Basically, Aereo found a loophole in the system and exploited it until affected organizations caught on. It’s almost baffling to think CEO Chet Kanojia didn’t anticipate consequences when founding it because it eliminates the need for a cable TV provider. Why pay hundreds of dollars per month for a clunky box top when you can pay $8 for access to the same content on any device? Anyone in their right mind would chose the latter, precisely why broadcasters had to act before they lost a large chunk of change from cancelled subscriptions and retransmission fees.

Just because it isn’t innocent, does it necessarily mean it’s wrong? Before reaching the Supreme Court, lower courts ruled in favor of Aereo, which makes sense seeing that it was being sued for “public performance” or providing content intended for large audiences. In doing so, broadcasters argued that it should be subject to the same rules as cable and satellite companies, paying for permission to transmit programs.

In its defense, broadcasts taking place inside one’s home don’t necessarily constitute as public transmission; a prime example of one of the few loopholes in its business model. Despite this, the majority didn’t care how Aereo managed to tiptoe around the law and ruled that it acts as a cable and satellite provider, looks like one and therefore should be treated as one.

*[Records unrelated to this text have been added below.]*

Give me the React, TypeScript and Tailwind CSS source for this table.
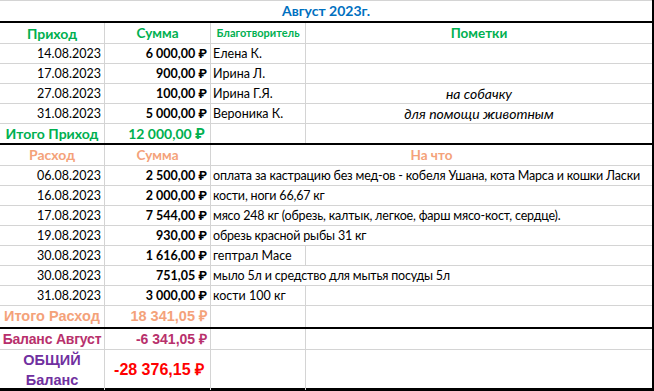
import React from "react";

const CAL = "font-['Lato','Roboto',sans-serif]";
const ARI = "font-['Liberation_Sans',Arial,sans-serif]";
const G = "border-[#d4d4d4]";
const COLS = "grid grid-cols-[105px_106px_95px_346px]";

const income = [
  ["14.08.2023", "6 000,00 ₽", "Елена К.", ""],
  ["17.08.2023", "900,00 ₽", "Ирина Л.", ""],
  ["27.08.2023", "100,00 ₽", "Ирина Г.Я.", "на собачку"],
  ["31.08.2023", "5 000,00 ₽", "Вероника К.", "для помощи животным"],
];

const expenses: [string, string, string, boolean][] = [
  ["06.08.2023", "2 500,00 ₽", "оплата за кастрацию без мед-ов - кобеля Ушана, кота Марса и кошки Ласки", true],
  ["16.08.2023", "2 000,00 ₽", "кости, ноги 66,67 кг", true],
  ["17.08.2023", "7 544,00 ₽", "мясо 248 кг (обрезь, калтык, легкое, фарш мясо-кост, сердце).", true],
  ["19.08.2023", "930,00 ₽", "обрезь красной рыбы 31 кг", true],
  ["30.08.2023", "1 616,00 ₽", "гептрал Масе", false],
  ["30.08.2023", "751,05 ₽", "мыло 5л и средство для мытья посуды 5л", true],
  ["31.08.2023", "3 000,00 ₽", "кости 100 кг", false],
];

export default function App() {
  return (
    <div className={`w-[654px] h-[391px] bg-white text-black ${CAL} overflow-hidden`}>
      <div className="w-[654px] border-r-2 border-black">
        {/* title */}
        <div className={`h-[23px] border-t ${G} border-b-2 border-b-black flex items-end justify-center pb-[2px]`}>
          <span className="text-[14px] font-bold text-[#0070c0] leading-none pb-[1px]">Август 2023г.</span>
        </div>
        {/* income header */}
        <div className={`${COLS} h-[21px] border-b ${G} text-[#00b050] font-bold`}>
          <div className={`border-r ${G} flex items-center justify-center text-[14px]`}>Приход</div>
          <div className={`border-r ${G} flex items-center justify-center text-[13.5px]`}>Сумма</div>
          <div className={`border-r ${G} flex items-center justify-center text-[11px] whitespace-nowrap`}>Благотворитель</div>
          <div className="flex items-center justify-center text-[13.5px]">Пометки</div>
        </div>
        {income.map((r, i) => (
          <div key={i} className={`${COLS} h-[20px] border-b ${G} text-[12.5px] leading-[19px]`}>
            <div className={`border-r ${G} text-right pr-[3px]`}>{r[0]}</div>
            <div className={`border-r ${G} text-right pr-[3px] font-bold`}>{r[1]}</div>
            <div className={`border-r ${G} pl-[2px] whitespace-nowrap`}>{r[2]}</div>
            <div className="text-center italic text-[14px]">{r[3]}</div>
          </div>
        ))}
        {/* total income */}
        <div className={`${COLS} h-[21px] border-b-2 border-black text-[#00b050] font-bold text-[14px] leading-[19px]`}>
          <div className={`border-r ${G} text-center whitespace-nowrap`}>Итого Приход</div>
          <div className={`border-r ${G} text-right pr-[5px] whitespace-nowrap`}>12 000,00 ₽</div>
          <div className={`border-r ${G}`}></div>
          <div></div>
        </div>
        {/* expense header */}
        <div className={`${COLS} h-[21px] border-b ${G} text-[#f4a27a] font-bold text-[13.5px] leading-[20px]`}>
          <div className={`border-r ${G} text-center text-[14px]`}>Расход</div>
          <div className={`border-r ${G} text-center`}>Сумма</div>
          <div className="col-span-2 text-center">На что</div>
        </div>
        {expenses.map((r, i) => (
          <div key={i} className={`${COLS} h-[20px] border-b ${G} text-[12.5px] leading-[19px]`}>
            <div className={`border-r ${G} text-right pr-[3px]`}>{r[0]}</div>
            <div className={`border-r ${G} text-right pr-[3px] font-bold`}>{r[1]}</div>
            {r[3] ? (
              <div className="col-span-2 pl-[2px] whitespace-nowrap tracking-[-0.18px]">{r[2]}</div>
            ) : (
              <>
                <div className={`border-r ${G} pl-[2px] whitespace-nowrap`}>{r[2]}</div>
                <div></div>
              </>
            )}
          </div>
        ))}
        {/* total expense */}
        <div className={`${COLS} h-[23px] border-b-2 border-black text-[#f4a27a] font-bold text-[14.5px] leading-[20px] ${ARI}`}>
          <div className={`border-r ${G} text-center whitespace-nowrap`}>Итого Расход</div>
          <div className={`border-r ${G} text-right pr-[3px] whitespace-nowrap`}>18 341,05 ₽</div>
          <div className={`border-r ${G}`}></div>
          <div></div>
        </div>
        {/* balance August */}
        <div className={`${COLS} h-[21px] border-b ${G} text-[#b8306c] font-bold text-[14px] leading-[20px] ${ARI}`}>
          <div className={`border-r ${G} text-center whitespace-nowrap tracking-[-0.2px]`}>Баланс Август</div>
          <div className={`border-r ${G} text-right pr-[3px] whitespace-nowrap`}>-6 341,05 ₽</div>
          <div className={`border-r ${G}`}></div>
          <div></div>
        </div>
        {/* total balance */}
        <div className={`${COLS} h-[41px] border-b-[3px] border-black font-bold ${ARI}`}>
          <div className={`border-r ${G} flex flex-col items-center justify-center text-[#7030a0] text-[14.5px] leading-[20px]`}>
            <span>ОБЩИЙ</span>
            <span>Баланс</span>
          </div>
          <div className={`border-r ${G} flex items-center justify-end pr-[6px] text-[#ff0000] text-[16px] whitespace-nowrap`}>-28 376,15 ₽</div>
          <div className={`border-r ${G}`}></div>
          <div></div>
        </div>
      </div>
    </div>
  );
}
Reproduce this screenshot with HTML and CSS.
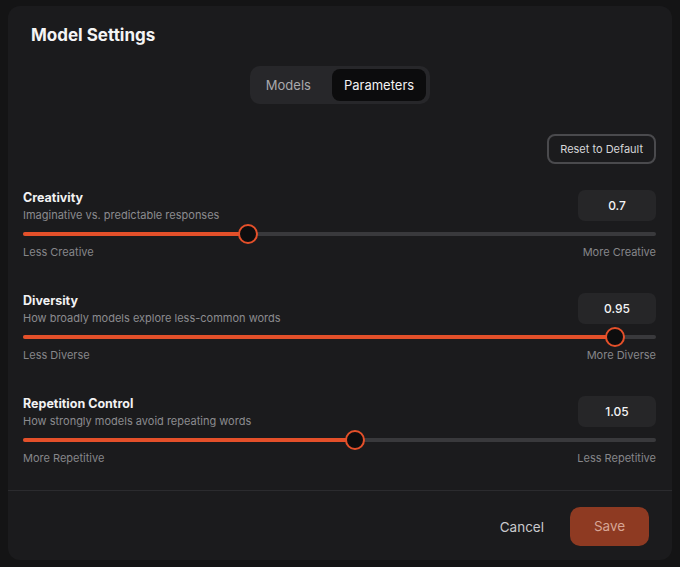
FILE: index.html
```html
<!DOCTYPE html>
<html lang="en">
<head>
    <meta charset="UTF-8">
    <meta name="viewport" content="width=device-width, initial-scale=1.0">
    <title>Model Settings</title>

    <link rel="stylesheet" href="styles.css">
</head>
<body>
    <div class="dialog">
        <h2 class="dialog-title">Model Settings</h2>

        <div class="tabs">
            <a href="#models" class="tab">Models</a>
            <a href="#parameters" class="tab active">Parameters</a>
        </div>

        <div class="params">
            <div class="reset-row">
                <a href="#reset" class="btn-reset">Reset to Default</a>
            </div>

            <div class="param">
                <div class="param-head">
                    <div>
                        <div class="param-name">Creativity</div>
                        <div class="param-desc">Imaginative vs. predictable responses</div>
                    </div>
                    <div class="param-value">0.7</div>
                </div>
                <div class="slider" style="--p: 0.35">
                    <div class="slider-fill"></div>
                    <div class="slider-thumb"></div>
                </div>
                <div class="slider-labels">
                    <span>Less Creative</span>
                    <span>More Creative</span>
                </div>
            </div>

            <div class="param">
                <div class="param-head">
                    <div>
                        <div class="param-name">Diversity</div>
                        <div class="param-desc">How broadly models explore less-common words</div>
                    </div>
                    <div class="param-value">0.95</div>
                </div>
                <div class="slider" style="--p: 0.95">
                    <div class="slider-fill"></div>
                    <div class="slider-thumb"></div>
                </div>
                <div class="slider-labels">
                    <span>Less Diverse</span>
                    <span>More Diverse</span>
                </div>
            </div>

            <div class="param">
                <div class="param-head">
                    <div>
                        <div class="param-name">Repetition Control</div>
                        <div class="param-desc">How strongly models avoid repeating words</div>
                    </div>
                    <div class="param-value">1.05</div>
                </div>
                <div class="slider" style="--p: 0.525">
                    <div class="slider-fill"></div>
                    <div class="slider-thumb"></div>
                </div>
                <div class="slider-labels">
                    <span>More Repetitive</span>
                    <span>Less Repetitive</span>
                </div>
            </div>
        </div>

        <div class="dialog-footer">
            <a href="#cancel" class="btn-cancel">Cancel</a>
            <a href="#save" class="btn-save">Save</a>
        </div>
    </div>
</body>
</html>
```

FILE: styles.css
```css
*{
    box-sizing: border-box;
}
body{
    margin: 0;
    height: 567px;
    overflow: hidden;
    background-color: #141415;
    font-family: "Inter", "Lato", sans-serif;
    color: #ededee;
}
a{
    text-decoration: none;
}

.dialog{
    width: 664px;
    height: 554px;
    margin: 6px 0 0 8px;
    background-color: #1b1b1d;
    border-radius: 12px;
    display: flex;
    flex-direction: column;
}
.dialog-title{
    margin: 0;
    padding: 19px 23px 0 23px;
    font-size: 17px;
    line-height: 20px;
    font-weight: 700;
    color: #f4f4f5;
}

.tabs{
    align-self: center;
    display: flex;
    gap: 6px;
    margin-top: 21px;
    padding: 3px 4px 3px 3px;
    height: 38px;
    background-color: #27272a;
    border-radius: 10px;
}
.tab{
    display: flex;
    align-items: center;
    padding: 0 15px 0 13px;
    font-size: 13px;
    color: #a9a9ad;
    border-radius: 8px;
}
.tab.active{
    background-color: #0c0c0d;
    color: #f2f2f3;
    padding: 0 12px;
}

.params{
    padding: 0 16px 0 15px;
}
.reset-row{
    display: flex;
    justify-content: flex-end;
    margin-top: 30px;
}
.btn-reset{
    display: inline-block;
    height: 30px;
    line-height: 26px;
    padding: 0 11px;
    border: 2px solid #4a4a4d;
    border-radius: 8px;
    font-size: 11px;
    color: #d6d6d8;
}

.param{
    margin-top: 26px;
}
.param + .param{
    margin-top: 34px;
}
.param-head{
    display: flex;
    justify-content: space-between;
    align-items: flex-start;
}
.param-name{
    font-size: 12.5px;
    font-weight: 700;
    line-height: 16px;
    color: #f2f2f3;
}
.param-desc{
    font-size: 11px;
    line-height: 15px;
    margin-top: 2px;
    color: #8b8b8f;
}
.param-value{
    width: 78px;
    height: 31px;
    line-height: 31px;
    text-align: center;
    background-color: #262628;
    border-radius: 7px;
    font-size: 12px;
    font-weight: 500;
    color: #f4f4f5;
}

/* track with filled part and round thumb, --p is the value share 0..1 */
.slider{
    position: relative;
    height: 20px;
    margin-top: 1px;
}
.slider::before{
    content: "";
    position: absolute;
    left: 0;
    right: 0;
    top: 8px;
    height: 4px;
    border-radius: 2px;
    background-color: #39393c;
}
.slider-fill{
    position: absolute;
    left: 0;
    top: 8px;
    height: 4px;
    border-radius: 2px;
    width: calc(10px + var(--p) * (100% - 20px));
    background-color: #e4502a;
}
.slider-thumb{
    position: absolute;
    top: 0;
    left: calc(var(--p) * (100% - 20px));
    width: 20px;
    height: 20px;
    border-radius: 50%;
    border: 2px solid #e4502a;
    background-color: #0d0d0e;
}
.slider-labels{
    display: flex;
    justify-content: space-between;
    font-size: 11px;
    line-height: 14px;
    margin-top: 1px;
    color: #86868a;
}

.dialog-footer{
    margin-top: auto;
    border-top: 1px solid #2b2b2e;
    display: flex;
    justify-content: flex-end;
    align-items: center;
    gap: 6px;
    padding: 16px 23px 14px 23px;
}
.btn-cancel{
    padding: 0 20px;
    font-size: 13.5px;
    color: #c9c9cc;
}
.btn-save{
    width: 79px;
    height: 39px;
    line-height: 39px;
    text-align: center;
    background-color: #8e3a22;
    border-radius: 10px;
    font-size: 13.5px;
    color: #d7a595;
}
```
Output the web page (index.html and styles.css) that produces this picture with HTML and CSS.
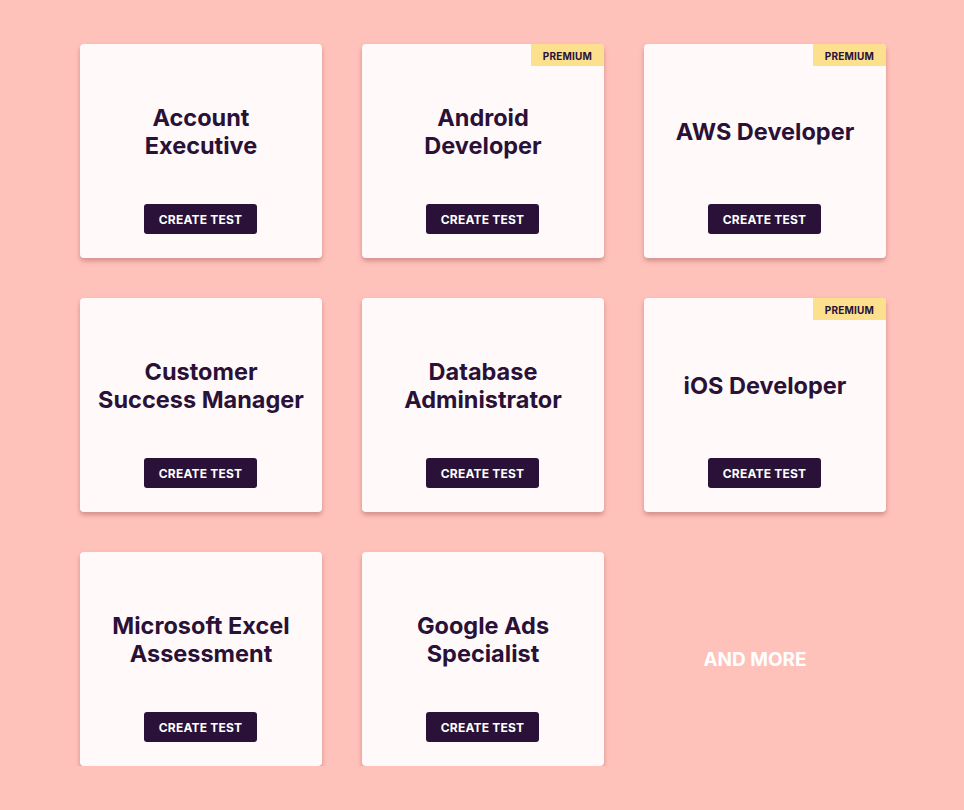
FILE: index.html
```html
<!DOCTYPE html>
<html>
<head>
<meta charset="utf-8">
<link rel="stylesheet" href="styles.css">
</head>
<body>
<div class="grid">
  <div class="card"><div class="title">Account<br>Executive</div><div class="btn">CREATE TEST</div></div>
  <div class="card"><span class="badge">PREMIUM</span><div class="title">Android<br>Developer</div><div class="btn">CREATE TEST</div></div>
  <div class="card"><span class="badge">PREMIUM</span><div class="title">AWS Developer</div><div class="btn">CREATE TEST</div></div>
  <div class="card"><div class="title">Customer<br>Success Manager</div><div class="btn">CREATE TEST</div></div>
  <div class="card"><div class="title">Database<br>Administrator</div><div class="btn">CREATE TEST</div></div>
  <div class="card"><span class="badge">PREMIUM</span><div class="title">iOS Developer</div><div class="btn">CREATE TEST</div></div>
  <div class="card"><div class="title">Microsoft Excel<br>Assessment</div><div class="btn">CREATE TEST</div></div>
  <div class="card"><div class="title">Google Ads<br>Specialist</div><div class="btn">CREATE TEST</div></div>
  <div class="more">AND MORE</div>
</div>
</body>
</html>
```
FILE: styles.css
```css
html, body {
  margin: 0;
  padding: 0;
  background: #ffc2ba;
  font-family: Inter, "Noto Sans", sans-serif;
}
.grid {
  display: grid;
  grid-template-columns: repeat(3, 242px);
  grid-auto-rows: 214px;
  gap: 40px;
  padding: 44px 0 0 80px;
}
.card {
  position: relative;
  background: #fffaf9;
  border-radius: 4px;
  box-shadow: 0 3px 5px rgba(120, 50, 50, 0.35);
  display: flex;
  flex-direction: column;
  align-items: center;
  padding: 24px 0 24px;
  box-sizing: border-box;
}
.title {
  flex: 1;
  display: flex;
  align-items: center;
  justify-content: center;
  text-align: center;
  font-size: 23.5px;
  line-height: 28px;
  font-weight: 700;
  color: #2a1137;
  margin-bottom: 8px;
}
.btn {
  width: 113px;
  height: 30px;
  margin-right: 1px;
  background: #2a1137;
  color: #fff;
  border-radius: 3px;
  font-size: 12px;
  font-weight: 700;
  letter-spacing: 0.2px;
  display: flex;
  align-items: center;
  justify-content: center;
  padding-top: 1px;
  box-sizing: border-box;
}
.badge {
  position: absolute;
  top: 0;
  right: 0;
  width: 73px;
  height: 22px;
  background: #fde08e;
  color: #2a1137;
  font-size: 10px;
  font-weight: 700;
  letter-spacing: 0.2px;
  display: flex;
  align-items: center;
  justify-content: center;
  padding-top: 1px;
  box-sizing: border-box;
  border-radius: 0 4px 0 0;
}
.more {
  display: flex;
  align-items: center;
  justify-content: center;
  padding-right: 20px;
  color: #fff;
  font-size: 19px;
  font-weight: 700;
}
```
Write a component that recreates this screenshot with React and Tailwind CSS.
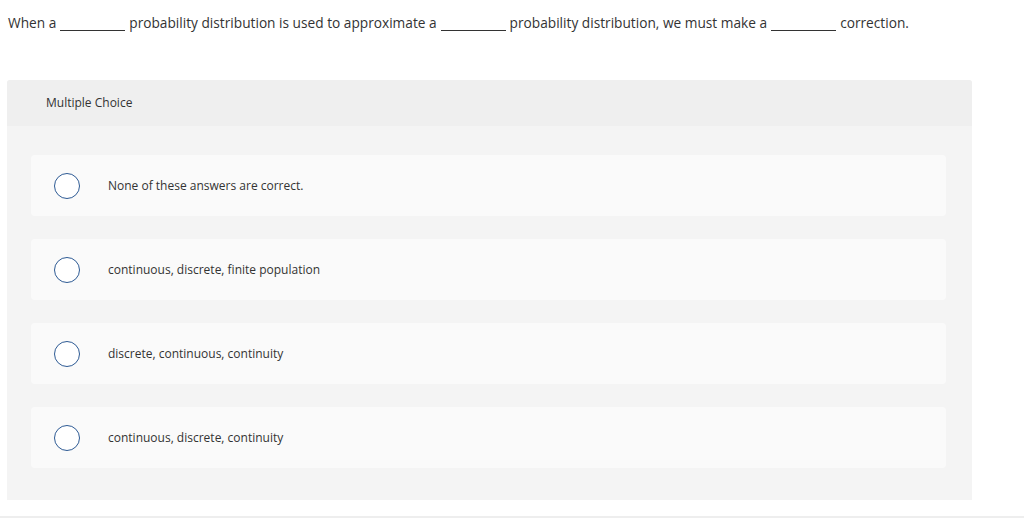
const options = [
  'None of these answers are correct.',
  'continuous, discrete, finite population',
  'discrete, continuous, continuity',
  'continuous, discrete, continuity',
];

function Blank() {
  return <span className="inline-block w-[65px] h-[1px] bg-[#333] mx-[4px] align-[-3px]" />;
}

export default function App() {
  return (
    <div className="w-[1024px] h-[518px] bg-white text-[#333] overflow-hidden relative" style={{ fontFamily: '"Open Sans", sans-serif' }}>
      <p className="pl-[8px] pt-[14px] text-[13.7px] leading-[17px] whitespace-nowrap">
        When a<Blank />probability distribution is used to approximate a<Blank />probability distribution, we must make a<Blank />correction.
      </p>
      <div className="ml-[7px] mt-[49px] w-[965px] bg-[#f4f4f4] rounded-t-[3px]">
        <div className="h-[46px] bg-[#efefef] pl-[39px] flex items-center text-[12px] rounded-t-[3px]">Multiple Choice</div>
        <div className="pl-[24px] pr-[26px] pt-[29px] pb-[32px] flex flex-col gap-[23px]">
          {options.map((o) => (
            <div key={o} className="h-[61px] bg-[#fafafa] rounded-[4px] flex items-center pl-[23px]">
              <span className="w-[26px] h-[26px] rounded-full border border-[#2d5a94] bg-white shrink-0" />
              <span className="ml-[28px] text-[12px]">{o}</span>
            </div>
          ))}
        </div>
      </div>
      <div className="absolute left-0 right-0 bottom-0 h-[2px] bg-[#eeeeee]" />
    </div>
  );
}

Many speculate that this will be the end of Aereo, financially crushing them to the brink of extinction. Though it’s a setback, the startup can still make alterations to their business model in order to make it legal. It can start by negotiating with its opponents, gaining the permission to stream their content as long as they pay for it. Sure this may double or triple the original monthly price of $8, but it’ll still offers a much cheaper alternative than competitors that charge more than $100 per month.

Some, including Kanojia, think the ruling inflicts a wound on cloud storage providers like Dropbox, as well as future cord-cutting innovators. This isn’t necessarily true, this case just represents another example of big business successfully lobbying to stifle competition. It’s comparable to what is happening with patents. Big companies like Sony, Microsoft, IBM and HP are constantly lobbying to make them difficult to enforce, and have succeeded in turning the public against “patent trolls” who are mostly startups and inventors without the means to fight the establishment.

Overall, the final ruling was consistent seeing how years ago, TV networks and cable companies signed a retransmission consent that required cable and satellite providers to receive permission from networks in order to broadcast their programs. However, it was unjust to rule against Aereo because the original retransmission consent is wrong since it was opposed by big businesses (TV networks) on smaller ones at the time (cable companies). The bottom line is, we should be encouraging innovative new tech, not harming it in favor of large corporations.